Mesa Home Owners Card - The credit card designed for homeownership-related purchases. It enables homeowners to earn rewards for a range of home-related purchases, including mortgage payments, groceries, utilities, repairs, gas, HOA fees, and insurance are all eligible purchases to collect points.
Mesa rewards points can be redeemed for various expenses, including mortgage payments, covering refinance costs, or be used via their partner brands for expenses such as travel, home-related services, and an ever-expanding list of other products.
Total Addressable Market
There is a massive opportunity for Mesa to become an incredibly valuable product for both homeowners and brand partners. Mesa is bringing an innovative rewards model that has proven to drive loyalty in other verticals, including QSR restaurants and credit card companies, and applying it to one of the largest verticals in the world where consumers actually spend around 1/3 of their income: homeownership. According to Mesa’s team, over $6T is spent each year on housing-related purchases, and they want to capture a portion of the market while also benefitting customers.

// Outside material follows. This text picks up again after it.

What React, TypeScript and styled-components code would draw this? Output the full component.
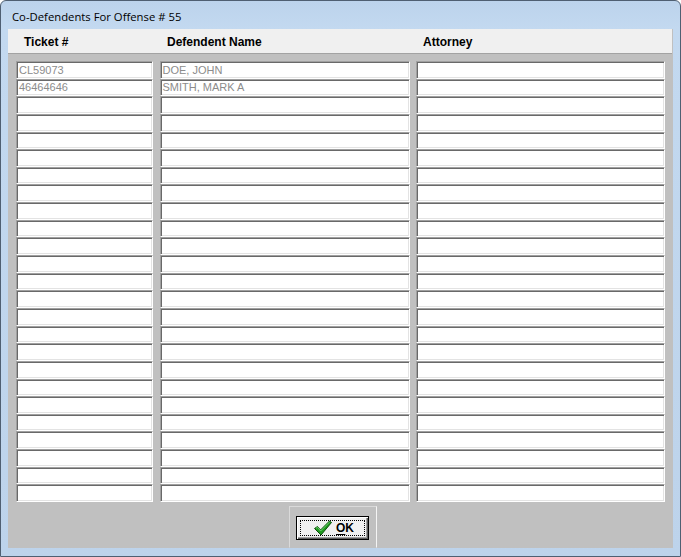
import React from "react";
import styled, { createGlobalStyle } from "styled-components";

const GlobalStyle = createGlobalStyle`
  html, body {
    margin: 0;
    padding: 0;
    background: #ffffff;
  }
`;

interface IRecord {
  ticket: string;
  name: string;
  attorney: string;
}

const records: IRecord[] = [
  { ticket: "CL59073", name: "DOE, JOHN", attorney: "" },
  { ticket: "46464646", name: "SMITH, MARK A", attorney: "" },
];

const ROW_COUNT = 25;

const Window = styled.div`
  box-sizing: border-box;
  width: 681px;
  height: 557px;
  display: flex;
  flex-direction: column;
  border: 1px solid #4f5f72;
  border-radius: 6px 6px 0 0;
  background: linear-gradient(to bottom, #bcd3ec 0px, #c3d9f0 28px, #bdd3eb 100%);
  overflow: hidden;
`;

const TitleBar = styled.div`
  box-sizing: border-box;
  height: 28px;
  display: flex;
  align-items: center;
  padding: 3px 0 0 11px;
  font-family: "Open Sans", "Noto Sans", sans-serif;
  font-size: 11.3px;
  color: #000;
`;

const Client = styled.div`
  flex: 1;
  margin: 0 7px 8px 7px;
  background: #c0c0c0;
  display: flex;
  flex-direction: column;
`;

const Columns = styled.div`
  display: grid;
  grid-template-columns: 137px 250px 249px;
  justify-content: space-between;
  padding: 0 8px;
`;

const HeaderBand = styled(Columns)`
  height: 23px;
  margin-right: 1px;
  padding-top: 1px;
  align-items: center;
  background: #f0f0f0;
  border-bottom: 1px solid #a3a3a3;
`;

const HeaderLabel = styled.div`
  padding-left: 8px;
  font-family: "Liberation Sans", Arial, sans-serif;
  font-size: 12px;
  font-weight: bold;
  color: #000;
`;

const Grid = styled(Columns)`
  margin-top: 7px;
  height: 441px;
  grid-template-rows: repeat(${ROW_COUNT}, 1fr);
`;

const Field = styled.div`
  box-sizing: border-box;
  display: flex;
  align-items: center;
  padding: 0 2px 0 2px;
  background: #ffffff;
  border-style: solid;
  border-width: 1px;
  border-color: #a0a0a0 #ffffff #ffffff #a0a0a0;
  box-shadow: inset 1px 1px 0 #696969, inset -1px -1px 0 #e3e3e3;
  font-family: "Liberation Sans", Arial, sans-serif;
  font-size: 11px;
  color: #8c8c8c;
  white-space: nowrap;
  overflow: hidden;
`;

const Footer = styled.div`
  flex: 1;
  display: flex;
  justify-content: center;
  align-items: flex-end;
`;

const ButtonPanel = styled.div`
  box-sizing: border-box;
  width: 88px;
  height: 42px;
  margin-right: 16px;
  display: flex;
  justify-content: center;
  align-items: center;
  border-style: solid;
  border-width: 1px;
  border-color: #dadada #f4f4f4 #c0c0c0 #dadada;
`;

const OkButton = styled.button`
  position: relative;
  box-sizing: border-box;
  width: 73px;
  height: 24px;
  margin-top: 1px;
  display: flex;
  align-items: center;
  justify-content: center;
  gap: 3px;
  padding: 0 0 0 2px;
  background: #f0f0f0;
  border: 1px solid #000;
  box-shadow: inset 1px 1px 0 #ffffff, inset -1px -1px 0 #5a5a5a, inset -2px -2px 0 #a0a0a0;
  font-family: "Liberation Sans", Arial, sans-serif;
  font-size: 12px;
  font-weight: bold;
  color: #000;

  &::after {
    content: "";
    position: absolute;
    inset: 3px;
    border: 1px dotted #000;
  }

  u {
    text-decoration: underline;
    text-underline-offset: 2px;
  }
`;

const CheckIcon: React.FC = () => (
  <svg width="20" height="16" viewBox="0 0 20 16">
    <path
      d="M1.5 8.5 L4.5 6.5 L7.5 10 L16.5 1 L18.5 2.5 L8 15 Z"
      fill="#1f9a1f"
      stroke="#0d4f0d"
      strokeWidth="1"
      strokeLinejoin="round"
    />
    <path d="M3 8.3 L4.6 7.3 L7.6 11 L16.4 2.2" fill="none" stroke="#6fd06f" strokeWidth="1" />
  </svg>
);

const App: React.FC = () => {
  const rows: IRecord[] = Array.from({ length: ROW_COUNT }, (_, i) =>
    records[i] ? records[i] : { ticket: "", name: "", attorney: "" }
  );

  return (
    <>
      <GlobalStyle />
      <Window>
        <TitleBar>Co-Defendents For Offense # 55</TitleBar>
        <Client>
          <HeaderBand>
            <HeaderLabel>Ticket #</HeaderLabel>
            <HeaderLabel>Defendent Name</HeaderLabel>
            <HeaderLabel>Attorney</HeaderLabel>
          </HeaderBand>
          <Grid>
            {rows.map((row, i) => (
              <React.Fragment key={i}>
                <Field>{row.ticket}</Field>
                <Field>{row.name}</Field>
                <Field>{row.attorney}</Field>
              </React.Fragment>
            ))}
          </Grid>
          <Footer>
            <ButtonPanel>
              <OkButton>
                <CheckIcon />
                <span>
                  <u>O</u>K
                </span>
              </OkButton>
            </ButtonPanel>
          </Footer>
        </Client>
      </Window>
    </>
  );
};

export default App;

Business Model & The Numbers
Mesa currently has 2 revenue-generating products. The first is the advertising fee it takes to promote different lenders’ and brokers’ mortgage/lending services on the Mesa marketplace. The company also generates revenue through its Mesa Homeowners credit card, which is monetized through a mix of interchange fees and interest revenues (typically 20% - 21% APR).
Traction
Mesa is very early in its development, having just emerged from stealth about a month ago. The company has yet to share any user or sales data but has an invite-only waiting list, and it plans to bring early adopters onto the platform gradually. Mesa has secured key strategic partnerships with their issuing bank, Celtic Bank, and payments giant Visa, with their VP of New Business Development understanding the potential value Mesa can bring, stating, "Our collaboration with Mesa further underscores Visa's position as an innovative leader in payment solutions and brings us closer to our mission to empower ‘everyone, everywhere’.”
Competitors
Mesa is one of the first movers in the homeownership rewards vertical, differentiating itself from many of the broader rewards systems. While homeownership-related expenses are one of the largest markets in the world, they are seemingly underserved for rewards-based programs in comparison to other verticals like QSR, hotel, and airline rewards programs. Mesa’s main competition is Bilt Rewards, a similar startup founded in 2018 focused on rewarding renters with points for paying their rent with the Bilt credit card, which can then be redeemed via their partner network. Bilt has been an incredible success, most recently valued at 3.2B, and the company’s platform spend has surpassed $30B/year. While Bilt serves as the rewards system for renters, Mesa is building a similar system to reward homeowners.
Funding
Coming out of stealth late last month, Mesa announced they had raised a financing round totalling $9.2M, with $7.2M coming from equity funding led by Streamlined Ventures and other participants Vera Equity, Starting Line, Clocktower Ventures, Redwood Trust Horizons, and Assurant Ventures, among others. An additional $2M in debt funding was provided by Silicon Valley Bank, which is now part of First Citizens Bank. There is also some data showing Mesa raised a small pre-seed round in September 2023, but details of the round were not disclosed.